Teen Titans #18 – Benjamin Percy, Writer; Scot Eaton, Penciller; Wayne Faucher, Inker; Jim Charalampidis, Colorist
Ray – 7.5/10
Corrina: Art Looks Fantastic
WARNING: SPOILERS BELOW
Ray: Ben Percy’s final arc (and the final arc of the title branded as Teen Titans) focuses on Beast Boy, as he struggles to find a place where he belongs and falls in with a rather disturbed group of teens looking to escape reality. Teen Titans #18 opens with a flashback to his origins, only in this version he doesn’t get bitten by the green monkey – his parents save him, and he lives happily ever after. As he lives through other happy memories, both real and imagined, he wakes up and is fully on board with the plan of his new friend Joran to release the new app Pixie, allowing everyone to live in their own personal fantasyland. Joran comes off as an interesting character, a genuine misfit who created a way to escape her own reality and is now looking to share it with the world. Of course, this being comics, things are rarely as benign as they come off at first. I just wish it wasn’t quite so telegraphed.
Part of the problem of this issue is that while Joran may be the villain of this storyline, she’s also genuinely a lot kinder to Beast Boy than most of his teammates, especially Damian. The rest of the team is back at the base investigating the kid who drives a school bus to near-doom last issue, and they find links to Pixie, which leads them to go undercover in Joran’s debut performance. Sure enough, they run into Beast Boy (although if they’re trying to be inconspicuous, why did they bring Starfire, who is neither a teenager nor inconspicuous?). And once again, the biggest problem in this run is Damian. He continues to be verbally abusive and insulting to Beast Boy, who has been doing the superhero thing for years and with some of Damian’s brothers, and sure enough, basically baits Beast Boy into a trap. The cliffhanger is predictable, turning Joran into a one-note villain, and overall solid characterization for Beast Boy is lost in an iffy plot.
Corrina: I’d hoped Joran would turn out to be a good person using a misguided technology that backfired without her knowing it.

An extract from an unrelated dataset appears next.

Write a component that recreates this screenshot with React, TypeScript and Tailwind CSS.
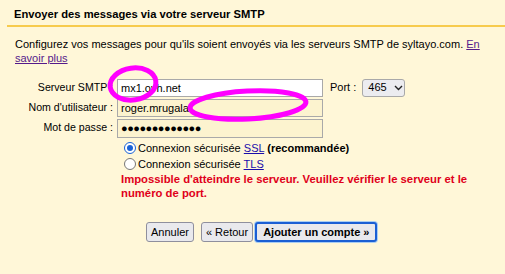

Some of the most interesting characters in Titans history have been misunderstood rather than evil (like Frances Kane or even Raven herself), and I’d hoped this is what was happening with Joran.
But, instead, the minute the Titans show up asking questions, she flips the switch and takes complete control of Gar and the rest of the audience. That’s disappointing and flushes any subtlety in this storyline down the drain.
This group of Titans has always been an uneasy mix of Titans from several eras but I’m still disappointed that the writing on the title hasn’t been able to make the team work as well as it could.
However, the art on this issue, as you can see from above, is first-rate.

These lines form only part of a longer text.